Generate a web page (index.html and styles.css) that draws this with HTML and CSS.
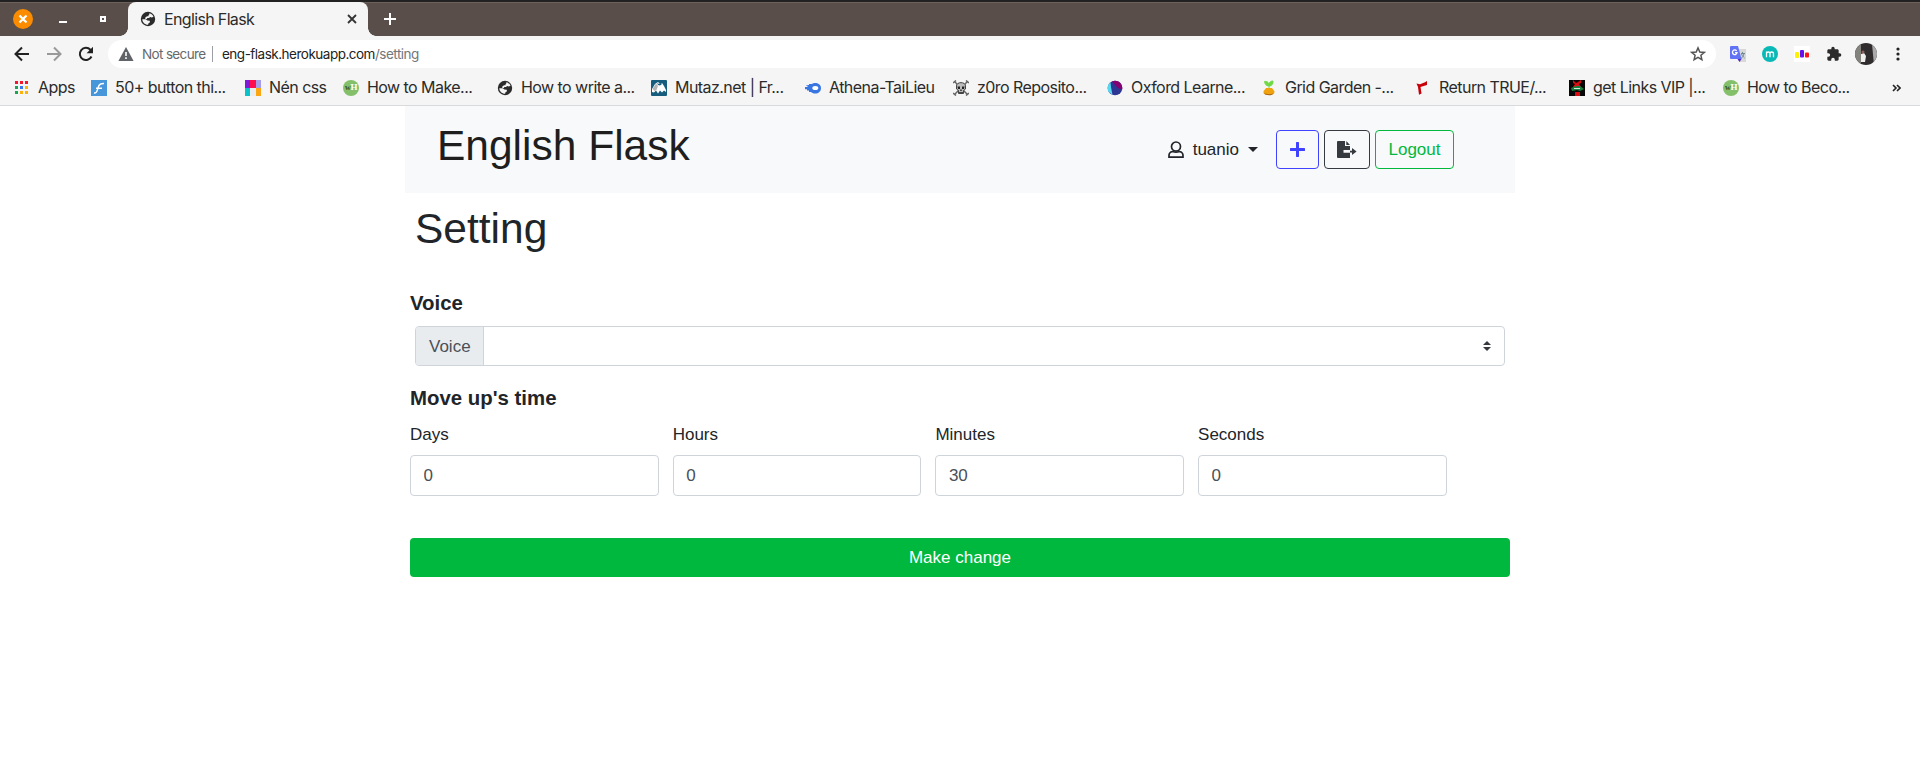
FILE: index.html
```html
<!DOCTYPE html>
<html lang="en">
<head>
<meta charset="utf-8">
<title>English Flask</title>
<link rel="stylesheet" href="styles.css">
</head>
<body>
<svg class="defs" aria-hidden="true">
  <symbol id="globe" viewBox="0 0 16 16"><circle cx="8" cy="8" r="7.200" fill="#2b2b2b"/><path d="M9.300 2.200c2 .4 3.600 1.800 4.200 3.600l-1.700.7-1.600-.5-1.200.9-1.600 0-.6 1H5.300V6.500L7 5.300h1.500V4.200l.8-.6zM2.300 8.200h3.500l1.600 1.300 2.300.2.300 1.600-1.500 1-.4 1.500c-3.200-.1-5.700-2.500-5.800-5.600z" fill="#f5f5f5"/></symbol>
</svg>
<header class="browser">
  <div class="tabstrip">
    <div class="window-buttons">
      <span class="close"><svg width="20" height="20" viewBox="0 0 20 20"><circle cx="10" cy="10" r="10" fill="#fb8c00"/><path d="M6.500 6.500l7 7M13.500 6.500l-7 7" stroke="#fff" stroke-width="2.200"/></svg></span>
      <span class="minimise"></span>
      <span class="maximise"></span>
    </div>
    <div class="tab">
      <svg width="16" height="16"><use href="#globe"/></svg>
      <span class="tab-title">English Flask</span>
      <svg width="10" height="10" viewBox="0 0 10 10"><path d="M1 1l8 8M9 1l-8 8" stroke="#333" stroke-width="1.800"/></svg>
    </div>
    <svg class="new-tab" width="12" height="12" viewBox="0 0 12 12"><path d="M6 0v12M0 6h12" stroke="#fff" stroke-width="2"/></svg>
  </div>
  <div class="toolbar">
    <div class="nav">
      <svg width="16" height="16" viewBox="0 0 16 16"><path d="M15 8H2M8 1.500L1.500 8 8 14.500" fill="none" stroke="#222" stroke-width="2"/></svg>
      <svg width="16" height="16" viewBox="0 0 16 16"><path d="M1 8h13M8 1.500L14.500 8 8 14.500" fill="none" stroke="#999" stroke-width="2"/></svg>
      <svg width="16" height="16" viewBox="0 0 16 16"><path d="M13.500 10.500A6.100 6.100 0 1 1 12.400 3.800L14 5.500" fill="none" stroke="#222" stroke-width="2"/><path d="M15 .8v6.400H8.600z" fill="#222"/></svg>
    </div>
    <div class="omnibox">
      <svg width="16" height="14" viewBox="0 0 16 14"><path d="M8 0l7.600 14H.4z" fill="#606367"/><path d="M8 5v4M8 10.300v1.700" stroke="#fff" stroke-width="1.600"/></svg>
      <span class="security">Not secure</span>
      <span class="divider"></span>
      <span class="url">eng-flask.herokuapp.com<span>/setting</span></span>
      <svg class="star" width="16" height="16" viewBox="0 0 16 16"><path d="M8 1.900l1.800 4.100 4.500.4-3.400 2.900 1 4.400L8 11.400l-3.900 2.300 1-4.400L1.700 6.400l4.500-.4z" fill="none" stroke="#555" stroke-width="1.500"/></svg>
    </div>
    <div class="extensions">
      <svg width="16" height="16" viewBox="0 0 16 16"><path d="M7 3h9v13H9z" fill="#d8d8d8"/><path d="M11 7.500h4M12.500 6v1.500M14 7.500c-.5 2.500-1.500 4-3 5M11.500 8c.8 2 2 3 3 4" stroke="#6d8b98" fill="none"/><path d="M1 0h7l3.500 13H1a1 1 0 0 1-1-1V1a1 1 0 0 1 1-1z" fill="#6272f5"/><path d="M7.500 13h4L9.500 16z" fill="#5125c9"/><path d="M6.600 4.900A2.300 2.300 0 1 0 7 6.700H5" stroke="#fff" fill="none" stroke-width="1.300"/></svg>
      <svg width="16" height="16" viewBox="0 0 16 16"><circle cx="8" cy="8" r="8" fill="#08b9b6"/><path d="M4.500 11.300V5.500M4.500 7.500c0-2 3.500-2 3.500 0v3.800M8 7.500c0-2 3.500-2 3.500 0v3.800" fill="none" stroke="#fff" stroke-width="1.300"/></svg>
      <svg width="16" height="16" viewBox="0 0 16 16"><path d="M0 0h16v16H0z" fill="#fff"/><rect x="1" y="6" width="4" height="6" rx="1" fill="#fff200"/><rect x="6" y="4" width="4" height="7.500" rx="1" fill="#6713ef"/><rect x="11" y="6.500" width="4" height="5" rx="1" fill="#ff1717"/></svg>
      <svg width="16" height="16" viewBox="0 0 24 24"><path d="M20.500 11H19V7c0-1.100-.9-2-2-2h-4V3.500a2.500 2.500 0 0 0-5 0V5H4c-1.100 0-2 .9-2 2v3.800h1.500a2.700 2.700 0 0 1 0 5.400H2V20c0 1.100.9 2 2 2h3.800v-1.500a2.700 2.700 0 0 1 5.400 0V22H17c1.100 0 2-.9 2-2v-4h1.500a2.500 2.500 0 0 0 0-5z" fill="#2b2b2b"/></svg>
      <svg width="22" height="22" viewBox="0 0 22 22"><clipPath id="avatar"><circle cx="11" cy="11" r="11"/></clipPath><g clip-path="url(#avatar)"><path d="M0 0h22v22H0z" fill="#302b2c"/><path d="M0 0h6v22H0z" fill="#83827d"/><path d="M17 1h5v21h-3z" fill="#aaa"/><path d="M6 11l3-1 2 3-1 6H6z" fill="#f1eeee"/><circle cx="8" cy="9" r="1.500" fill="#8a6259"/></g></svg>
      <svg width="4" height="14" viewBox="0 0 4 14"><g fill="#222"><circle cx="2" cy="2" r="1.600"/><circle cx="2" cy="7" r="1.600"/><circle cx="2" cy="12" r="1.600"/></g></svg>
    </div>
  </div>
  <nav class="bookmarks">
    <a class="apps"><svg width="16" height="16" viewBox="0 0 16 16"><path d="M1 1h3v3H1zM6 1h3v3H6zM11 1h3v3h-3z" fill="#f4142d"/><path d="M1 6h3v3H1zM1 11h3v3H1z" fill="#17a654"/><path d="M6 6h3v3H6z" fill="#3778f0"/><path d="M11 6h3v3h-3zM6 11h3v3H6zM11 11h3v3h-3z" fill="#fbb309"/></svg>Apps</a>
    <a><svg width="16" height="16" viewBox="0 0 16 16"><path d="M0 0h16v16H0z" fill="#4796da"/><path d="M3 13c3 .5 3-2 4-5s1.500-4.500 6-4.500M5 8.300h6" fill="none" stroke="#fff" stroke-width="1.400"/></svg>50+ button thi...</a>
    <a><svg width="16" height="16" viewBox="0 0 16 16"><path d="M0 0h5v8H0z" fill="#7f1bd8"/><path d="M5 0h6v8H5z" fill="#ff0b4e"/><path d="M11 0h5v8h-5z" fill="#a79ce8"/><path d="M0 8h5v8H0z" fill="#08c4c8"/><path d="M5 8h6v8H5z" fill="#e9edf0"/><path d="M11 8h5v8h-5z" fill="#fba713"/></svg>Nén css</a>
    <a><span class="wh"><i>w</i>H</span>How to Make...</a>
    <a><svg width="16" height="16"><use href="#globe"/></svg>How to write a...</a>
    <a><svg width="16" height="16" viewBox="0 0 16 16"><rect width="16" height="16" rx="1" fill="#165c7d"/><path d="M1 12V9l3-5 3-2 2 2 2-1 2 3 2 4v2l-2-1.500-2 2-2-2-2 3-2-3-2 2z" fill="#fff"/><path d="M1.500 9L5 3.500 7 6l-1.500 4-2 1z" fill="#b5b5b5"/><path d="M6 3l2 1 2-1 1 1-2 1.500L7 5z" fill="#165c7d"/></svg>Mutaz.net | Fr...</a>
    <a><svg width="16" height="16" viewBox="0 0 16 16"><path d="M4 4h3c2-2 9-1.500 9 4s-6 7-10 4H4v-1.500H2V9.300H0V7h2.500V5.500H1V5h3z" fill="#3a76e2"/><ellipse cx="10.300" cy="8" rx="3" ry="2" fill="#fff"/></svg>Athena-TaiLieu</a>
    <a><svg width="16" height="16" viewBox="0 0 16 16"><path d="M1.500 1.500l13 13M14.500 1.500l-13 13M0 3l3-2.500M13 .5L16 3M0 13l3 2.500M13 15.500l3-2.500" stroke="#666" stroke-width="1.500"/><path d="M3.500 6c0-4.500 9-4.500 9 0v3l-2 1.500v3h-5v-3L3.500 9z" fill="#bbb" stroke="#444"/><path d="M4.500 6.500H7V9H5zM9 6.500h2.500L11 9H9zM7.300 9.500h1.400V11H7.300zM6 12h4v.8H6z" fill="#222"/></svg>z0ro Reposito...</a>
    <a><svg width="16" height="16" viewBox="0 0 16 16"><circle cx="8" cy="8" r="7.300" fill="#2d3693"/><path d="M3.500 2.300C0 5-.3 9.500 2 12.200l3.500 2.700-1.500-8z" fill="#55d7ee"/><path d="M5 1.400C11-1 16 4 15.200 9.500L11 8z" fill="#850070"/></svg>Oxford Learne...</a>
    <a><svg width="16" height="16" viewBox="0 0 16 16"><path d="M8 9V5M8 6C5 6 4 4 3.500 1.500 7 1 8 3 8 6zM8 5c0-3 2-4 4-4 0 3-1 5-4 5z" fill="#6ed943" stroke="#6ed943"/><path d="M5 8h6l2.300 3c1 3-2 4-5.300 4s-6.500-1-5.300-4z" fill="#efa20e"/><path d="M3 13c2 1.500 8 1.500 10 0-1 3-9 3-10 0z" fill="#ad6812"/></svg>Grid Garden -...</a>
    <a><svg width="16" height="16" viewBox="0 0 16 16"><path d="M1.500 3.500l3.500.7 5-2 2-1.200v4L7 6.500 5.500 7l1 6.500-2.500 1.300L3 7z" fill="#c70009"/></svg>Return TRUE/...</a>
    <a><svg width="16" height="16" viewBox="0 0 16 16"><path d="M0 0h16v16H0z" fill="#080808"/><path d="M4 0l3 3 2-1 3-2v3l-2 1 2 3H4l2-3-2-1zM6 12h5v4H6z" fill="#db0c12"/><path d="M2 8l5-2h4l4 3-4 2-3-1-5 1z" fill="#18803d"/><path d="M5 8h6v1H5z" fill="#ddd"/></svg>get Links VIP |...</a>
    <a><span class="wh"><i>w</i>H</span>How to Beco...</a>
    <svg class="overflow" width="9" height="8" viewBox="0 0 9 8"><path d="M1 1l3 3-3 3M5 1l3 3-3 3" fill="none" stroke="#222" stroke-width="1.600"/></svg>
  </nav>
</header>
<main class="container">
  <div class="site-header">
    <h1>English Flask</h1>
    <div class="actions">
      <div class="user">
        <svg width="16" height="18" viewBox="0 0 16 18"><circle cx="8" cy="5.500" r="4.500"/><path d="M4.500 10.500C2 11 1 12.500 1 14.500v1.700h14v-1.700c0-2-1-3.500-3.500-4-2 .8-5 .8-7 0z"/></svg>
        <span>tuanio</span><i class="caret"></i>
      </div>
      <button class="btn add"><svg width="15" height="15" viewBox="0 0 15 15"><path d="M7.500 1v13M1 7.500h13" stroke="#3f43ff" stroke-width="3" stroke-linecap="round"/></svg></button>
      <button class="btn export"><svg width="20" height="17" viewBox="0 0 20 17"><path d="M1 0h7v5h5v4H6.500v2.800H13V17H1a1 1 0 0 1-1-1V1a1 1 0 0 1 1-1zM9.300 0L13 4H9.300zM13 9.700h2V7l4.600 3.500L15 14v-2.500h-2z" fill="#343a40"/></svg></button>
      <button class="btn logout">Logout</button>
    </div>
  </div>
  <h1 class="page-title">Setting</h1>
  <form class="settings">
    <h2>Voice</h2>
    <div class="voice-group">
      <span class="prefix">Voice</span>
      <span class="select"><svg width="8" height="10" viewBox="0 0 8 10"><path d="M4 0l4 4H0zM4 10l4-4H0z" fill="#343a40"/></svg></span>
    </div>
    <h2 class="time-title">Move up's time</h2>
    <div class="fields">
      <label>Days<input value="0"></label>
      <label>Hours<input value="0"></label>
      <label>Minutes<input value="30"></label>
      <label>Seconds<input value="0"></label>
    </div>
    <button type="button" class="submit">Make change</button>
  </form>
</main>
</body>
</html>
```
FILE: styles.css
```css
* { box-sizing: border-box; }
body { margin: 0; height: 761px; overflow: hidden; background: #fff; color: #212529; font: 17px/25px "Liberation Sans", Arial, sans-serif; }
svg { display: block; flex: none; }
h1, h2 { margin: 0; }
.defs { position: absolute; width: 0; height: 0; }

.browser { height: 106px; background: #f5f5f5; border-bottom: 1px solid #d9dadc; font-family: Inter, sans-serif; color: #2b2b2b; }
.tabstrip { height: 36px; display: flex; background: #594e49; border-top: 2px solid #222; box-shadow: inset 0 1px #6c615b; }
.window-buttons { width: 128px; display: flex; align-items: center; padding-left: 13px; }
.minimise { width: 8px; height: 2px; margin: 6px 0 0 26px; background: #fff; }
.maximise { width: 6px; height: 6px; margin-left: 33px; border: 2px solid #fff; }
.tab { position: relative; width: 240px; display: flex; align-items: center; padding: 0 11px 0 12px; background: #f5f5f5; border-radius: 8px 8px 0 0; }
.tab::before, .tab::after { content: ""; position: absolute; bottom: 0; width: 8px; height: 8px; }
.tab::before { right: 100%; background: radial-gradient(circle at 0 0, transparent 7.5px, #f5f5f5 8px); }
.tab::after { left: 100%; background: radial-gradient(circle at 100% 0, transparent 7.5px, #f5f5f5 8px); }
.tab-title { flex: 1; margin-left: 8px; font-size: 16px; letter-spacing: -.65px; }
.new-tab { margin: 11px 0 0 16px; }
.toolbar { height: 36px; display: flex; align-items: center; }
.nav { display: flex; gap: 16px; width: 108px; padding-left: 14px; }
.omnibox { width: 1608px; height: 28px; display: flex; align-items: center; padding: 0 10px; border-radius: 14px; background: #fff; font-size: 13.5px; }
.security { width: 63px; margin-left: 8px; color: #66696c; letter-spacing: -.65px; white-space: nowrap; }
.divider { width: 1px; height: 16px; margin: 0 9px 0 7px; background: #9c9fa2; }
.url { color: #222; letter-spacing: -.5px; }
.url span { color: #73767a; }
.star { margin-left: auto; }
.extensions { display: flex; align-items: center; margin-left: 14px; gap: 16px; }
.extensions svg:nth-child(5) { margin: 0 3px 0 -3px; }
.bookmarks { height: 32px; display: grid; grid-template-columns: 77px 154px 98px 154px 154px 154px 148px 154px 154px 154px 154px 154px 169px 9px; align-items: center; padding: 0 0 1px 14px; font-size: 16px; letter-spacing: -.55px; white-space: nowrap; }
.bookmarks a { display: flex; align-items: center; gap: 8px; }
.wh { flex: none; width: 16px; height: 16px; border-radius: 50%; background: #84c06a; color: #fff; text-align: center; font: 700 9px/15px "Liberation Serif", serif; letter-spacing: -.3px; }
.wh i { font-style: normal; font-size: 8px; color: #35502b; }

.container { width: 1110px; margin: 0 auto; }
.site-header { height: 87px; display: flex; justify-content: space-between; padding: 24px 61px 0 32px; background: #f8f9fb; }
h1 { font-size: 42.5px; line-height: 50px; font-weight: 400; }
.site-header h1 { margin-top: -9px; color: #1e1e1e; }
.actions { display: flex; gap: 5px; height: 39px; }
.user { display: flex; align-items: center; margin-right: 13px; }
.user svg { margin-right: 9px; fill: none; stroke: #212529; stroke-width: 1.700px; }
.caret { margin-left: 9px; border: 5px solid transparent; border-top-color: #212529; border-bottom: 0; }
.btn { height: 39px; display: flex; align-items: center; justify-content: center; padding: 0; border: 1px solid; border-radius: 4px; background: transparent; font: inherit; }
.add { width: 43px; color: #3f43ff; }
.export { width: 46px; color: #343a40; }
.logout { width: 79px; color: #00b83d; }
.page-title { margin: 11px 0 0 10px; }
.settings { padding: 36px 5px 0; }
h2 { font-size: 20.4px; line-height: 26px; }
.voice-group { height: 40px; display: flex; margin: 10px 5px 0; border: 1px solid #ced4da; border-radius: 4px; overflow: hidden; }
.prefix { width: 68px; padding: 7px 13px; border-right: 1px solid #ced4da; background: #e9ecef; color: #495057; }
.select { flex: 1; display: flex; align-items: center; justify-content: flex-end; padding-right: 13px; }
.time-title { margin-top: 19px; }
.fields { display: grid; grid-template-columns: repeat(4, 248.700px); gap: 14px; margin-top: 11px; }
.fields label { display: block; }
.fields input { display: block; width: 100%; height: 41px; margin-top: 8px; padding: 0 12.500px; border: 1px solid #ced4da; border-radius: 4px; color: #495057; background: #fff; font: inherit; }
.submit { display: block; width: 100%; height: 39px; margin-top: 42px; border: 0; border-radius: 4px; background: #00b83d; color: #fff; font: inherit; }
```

(Work to complete): Look through the material above. Copy each line where the word "page" appears.

(Task result):
Generate a web page (index.html and styles.css) that draws this with HTML and CSS.
  <h1 class="page-title">Setting</h1>
.page-title { margin: 11px 0 0 10px; }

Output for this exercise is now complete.